Так вот, почти все «петербургские стихотворения», которых довольно много в последних книгах, – это такой вот застывший мир, безвременье: «Спустился сон еще до тьмы / на сад, закрывшийся руками / своих смутнобелеющих камней. // Мы засыпали стариками, а просыпаемся детьми…»; «блестят убитые ручьи – / и каждый вечер в час назначенный / под небом в грыжах грозовых / заката щелочью окаченный / на стан вплывает грузовик»; литературная аллюзия в последнем случае слишком бросается в глаза, она – как заигранная пластинка, где и само явление незнакомки, которая «каждый вечер в час назначенный», – такая же заигранная, затертая пластинка… Летейское небытие, существование по ту сторону («Та Лета русская, Фонтанка черная, / Литейным расплавом втекает в Неву»).

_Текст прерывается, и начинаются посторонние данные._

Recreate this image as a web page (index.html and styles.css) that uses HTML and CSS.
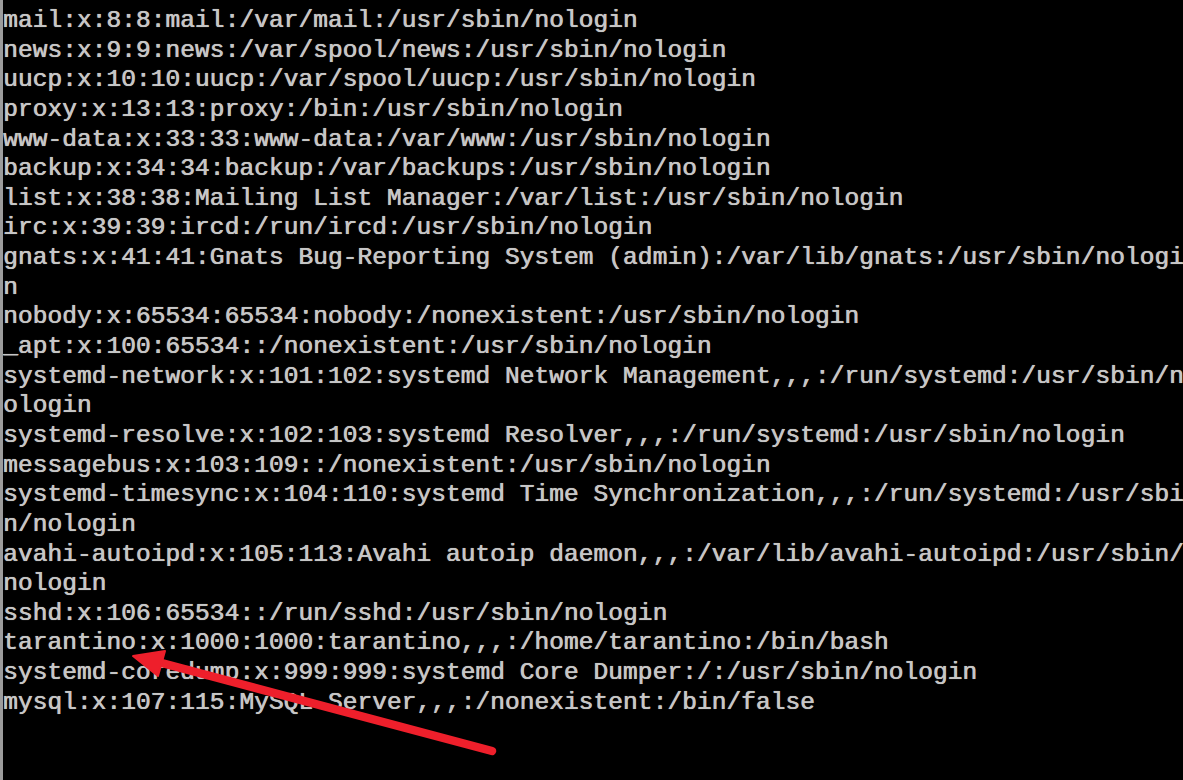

Литературные аллюзии – а их тут немало, – появляются именно в таких, летейских текстах – возможно даже, что появляются неосознанными, как в «Цы́ган, цы́ган, снег стеклянный, / Ты растаял в свете дня, / Черный блеском штык трехгранный / Под лопаткой у меня» прячется отсылка к «Песням невинности» Блейка (в переводе Маршака). Что естественно – там, где речь идет о мгновенном снимке, не существует увековеченной в литературе длительности, есть только впечатление, запечатление, колеблющийся отпечаток на сетчатке.

* * *

Книга называется «Стихи и хоры последнего времени». Впрочем, Юрьев, с его вниманием к жанровой терминологии, обозначает в ней еще и Оды, и Гимны, и Пэаны, и Элегии, и Эпиграммы, и Эпитафии, и Баллады, и Причитания, и Романсы, и Песни, и даже Песеньки, и совсем уж странные структуры, например «Шесть стихотворений без одного». Почему тогда именно – «Стихи и хоры»? Наверное, потому, что стихи – это вообще стихи, любая ритмически организованная структура – стихи, а хоры – неотъемлемый элемент Трагедии. Иными словами, перед нами на сцене книги разыгрывается античная и притом безгеройная трагедия. Ну и все умерли, конечно, – чем ближе к концу книги, тем больше эпитафий, тем определенней время, застигнутое в движении, превращается в безвременье, в летейский пустой холод, где застыли любимые тени.